__Task instructions__
Every record below should be written out exactly; pictures stay out.

__Records supplied__
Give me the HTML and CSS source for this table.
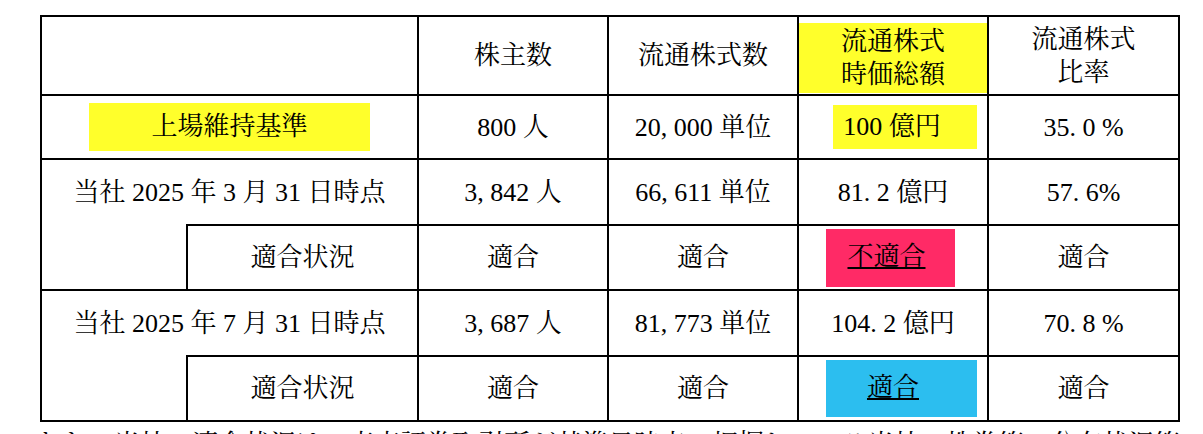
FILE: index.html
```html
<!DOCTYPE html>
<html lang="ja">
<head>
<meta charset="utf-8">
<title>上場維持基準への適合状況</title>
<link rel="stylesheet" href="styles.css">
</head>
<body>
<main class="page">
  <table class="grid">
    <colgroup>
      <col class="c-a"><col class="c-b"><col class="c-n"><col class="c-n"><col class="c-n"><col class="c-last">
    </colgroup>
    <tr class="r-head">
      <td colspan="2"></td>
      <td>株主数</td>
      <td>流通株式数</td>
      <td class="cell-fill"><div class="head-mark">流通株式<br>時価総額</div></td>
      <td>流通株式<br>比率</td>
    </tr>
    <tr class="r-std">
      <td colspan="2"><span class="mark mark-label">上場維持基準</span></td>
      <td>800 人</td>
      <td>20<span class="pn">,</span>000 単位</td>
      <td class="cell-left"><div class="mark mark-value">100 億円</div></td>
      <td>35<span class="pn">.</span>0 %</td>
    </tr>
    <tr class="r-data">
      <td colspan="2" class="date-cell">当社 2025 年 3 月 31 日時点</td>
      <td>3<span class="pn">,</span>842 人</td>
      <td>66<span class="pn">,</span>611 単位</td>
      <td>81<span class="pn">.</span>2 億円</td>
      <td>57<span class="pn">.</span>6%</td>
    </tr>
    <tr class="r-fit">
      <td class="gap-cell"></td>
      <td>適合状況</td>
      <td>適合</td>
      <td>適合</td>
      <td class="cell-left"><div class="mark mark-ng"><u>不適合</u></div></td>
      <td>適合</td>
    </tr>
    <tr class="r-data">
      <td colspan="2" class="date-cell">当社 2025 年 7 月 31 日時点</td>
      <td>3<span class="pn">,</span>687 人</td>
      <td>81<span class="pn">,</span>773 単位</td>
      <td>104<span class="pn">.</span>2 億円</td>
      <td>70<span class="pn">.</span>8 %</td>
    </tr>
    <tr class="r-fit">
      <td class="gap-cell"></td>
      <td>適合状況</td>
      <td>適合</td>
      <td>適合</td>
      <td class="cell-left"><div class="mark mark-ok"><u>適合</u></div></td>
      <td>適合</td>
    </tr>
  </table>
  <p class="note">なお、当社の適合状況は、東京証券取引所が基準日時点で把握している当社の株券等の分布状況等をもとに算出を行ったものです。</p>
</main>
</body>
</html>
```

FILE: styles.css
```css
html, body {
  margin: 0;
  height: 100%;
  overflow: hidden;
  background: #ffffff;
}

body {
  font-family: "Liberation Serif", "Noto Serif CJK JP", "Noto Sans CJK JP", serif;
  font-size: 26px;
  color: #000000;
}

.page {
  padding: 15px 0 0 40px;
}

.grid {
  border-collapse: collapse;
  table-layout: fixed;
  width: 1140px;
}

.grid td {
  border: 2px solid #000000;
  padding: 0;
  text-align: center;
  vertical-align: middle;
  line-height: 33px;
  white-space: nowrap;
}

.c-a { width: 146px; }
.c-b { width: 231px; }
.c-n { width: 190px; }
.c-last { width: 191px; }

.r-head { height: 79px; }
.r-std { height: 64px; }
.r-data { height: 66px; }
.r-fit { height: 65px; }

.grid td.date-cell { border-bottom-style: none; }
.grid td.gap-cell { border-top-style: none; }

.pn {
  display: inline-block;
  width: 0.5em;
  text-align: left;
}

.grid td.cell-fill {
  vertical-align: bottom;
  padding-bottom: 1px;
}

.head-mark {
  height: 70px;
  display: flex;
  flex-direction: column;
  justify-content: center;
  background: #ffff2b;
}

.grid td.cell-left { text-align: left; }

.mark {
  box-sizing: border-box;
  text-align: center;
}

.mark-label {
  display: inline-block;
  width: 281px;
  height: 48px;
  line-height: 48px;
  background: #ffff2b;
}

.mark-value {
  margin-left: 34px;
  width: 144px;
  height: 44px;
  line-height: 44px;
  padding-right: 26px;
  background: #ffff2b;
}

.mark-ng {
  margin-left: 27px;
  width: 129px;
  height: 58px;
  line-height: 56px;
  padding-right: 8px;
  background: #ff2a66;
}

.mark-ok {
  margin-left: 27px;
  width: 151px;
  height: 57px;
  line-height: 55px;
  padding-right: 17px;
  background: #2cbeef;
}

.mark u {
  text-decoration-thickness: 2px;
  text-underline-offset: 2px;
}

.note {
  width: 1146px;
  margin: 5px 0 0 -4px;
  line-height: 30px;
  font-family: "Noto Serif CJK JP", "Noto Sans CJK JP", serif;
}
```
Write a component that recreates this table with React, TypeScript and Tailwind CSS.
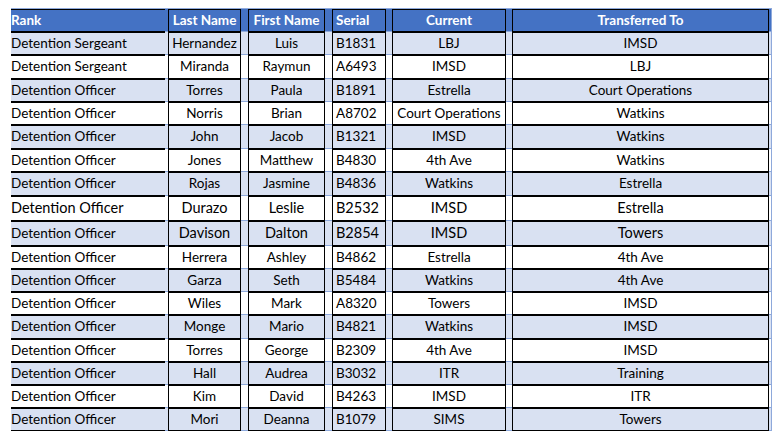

__Reply__
Give me the HTML and CSS source for this table.
FILE: index.html
```html
<!DOCTYPE html>
<html lang="ja">
<head>
<meta charset="utf-8">
<title>上場維持基準への適合状況</title>
<link rel="stylesheet" href="styles.css">
</head>
<body>
<main class="page">
  <table class="grid">
    <colgroup>
      <col class="c-a"><col class="c-b"><col class="c-n"><col class="c-n"><col class="c-n"><col class="c-last">
    </colgroup>
    <tr class="r-head">
      <td colspan="2"></td>
      <td>株主数</td>
      <td>流通株式数</td>
      <td class="cell-fill"><div class="head-mark">流通株式<br>時価総額</div></td>
      <td>流通株式<br>比率</td>
    </tr>
    <tr class="r-std">
      <td colspan="2"><span class="mark mark-label">上場維持基準</span></td>
      <td>800 人</td>
      <td>20<span class="pn">,</span>000 単位</td>
      <td class="cell-left"><div class="mark mark-value">100 億円</div></td>
      <td>35<span class="pn">.</span>0 %</td>
    </tr>
    <tr class="r-data">
      <td colspan="2" class="date-cell">当社 2025 年 3 月 31 日時点</td>
      <td>3<span class="pn">,</span>842 人</td>
      <td>66<span class="pn">,</span>611 単位</td>
      <td>81<span class="pn">.</span>2 億円</td>
      <td>57<span class="pn">.</span>6%</td>
    </tr>
    <tr class="r-fit">
      <td class="gap-cell"></td>
      <td>適合状況</td>
      <td>適合</td>
      <td>適合</td>
      <td class="cell-left"><div class="mark mark-ng"><u>不適合</u></div></td>
      <td>適合</td>
    </tr>
    <tr class="r-data">
      <td colspan="2" class="date-cell">当社 2025 年 7 月 31 日時点</td>
      <td>3<span class="pn">,</span>687 人</td>
      <td>81<span class="pn">,</span>773 単位</td>
      <td>104<span class="pn">.</span>2 億円</td>
      <td>70<span class="pn">.</span>8 %</td>
    </tr>
    <tr class="r-fit">
      <td class="gap-cell"></td>
      <td>適合状況</td>
      <td>適合</td>
      <td>適合</td>
      <td class="cell-left"><div class="mark mark-ok"><u>適合</u></div></td>
      <td>適合</td>
    </tr>
  </table>
  <p class="note">なお、当社の適合状況は、東京証券取引所が基準日時点で把握している当社の株券等の分布状況等をもとに算出を行ったものです。</p>
</main>
</body>
</html>
```

FILE: styles.css
```css
html, body {
  margin: 0;
  height: 100%;
  overflow: hidden;
  background: #ffffff;
}

body {
  font-family: "Liberation Serif", "Noto Serif CJK JP", "Noto Sans CJK JP", serif;
  font-size: 26px;
  color: #000000;
}

.page {
  padding: 15px 0 0 40px;
}

.grid {
  border-collapse: collapse;
  table-layout: fixed;
  width: 1140px;
}

.grid td {
  border: 2px solid #000000;
  padding: 0;
  text-align: center;
  vertical-align: middle;
  line-height: 33px;
  white-space: nowrap;
}

.c-a { width: 146px; }
.c-b { width: 231px; }
.c-n { width: 190px; }
.c-last { width: 191px; }

.r-head { height: 79px; }
.r-std { height: 64px; }
.r-data { height: 66px; }
.r-fit { height: 65px; }

.grid td.date-cell { border-bottom-style: none; }
.grid td.gap-cell { border-top-style: none; }

.pn {
  display: inline-block;
  width: 0.5em;
  text-align: left;
}

.grid td.cell-fill {
  vertical-align: bottom;
  padding-bottom: 1px;
}

.head-mark {
  height: 70px;
  display: flex;
  flex-direction: column;
  justify-content: center;
  background: #ffff2b;
}

.grid td.cell-left { text-align: left; }

.mark {
  box-sizing: border-box;
  text-align: center;
}

.mark-label {
  display: inline-block;
  width: 281px;
  height: 48px;
  line-height: 48px;
  background: #ffff2b;
}

.mark-value {
  margin-left: 34px;
  width: 144px;
  height: 44px;
  line-height: 44px;
  padding-right: 26px;
  background: #ffff2b;
}

.mark-ng {
  margin-left: 27px;
  width: 129px;
  height: 58px;
  line-height: 56px;
  padding-right: 8px;
  background: #ff2a66;
}

.mark-ok {
  margin-left: 27px;
  width: 151px;
  height: 57px;
  line-height: 55px;
  padding-right: 17px;
  background: #2cbeef;
}

.mark u {
  text-decoration-thickness: 2px;
  text-underline-offset: 2px;
}

.note {
  width: 1146px;
  margin: 5px 0 0 -4px;
  line-height: 30px;
  font-family: "Noto Serif CJK JP", "Noto Sans CJK JP", serif;
}
```
Write a component that recreates this table with React, TypeScript and Tailwind CSS.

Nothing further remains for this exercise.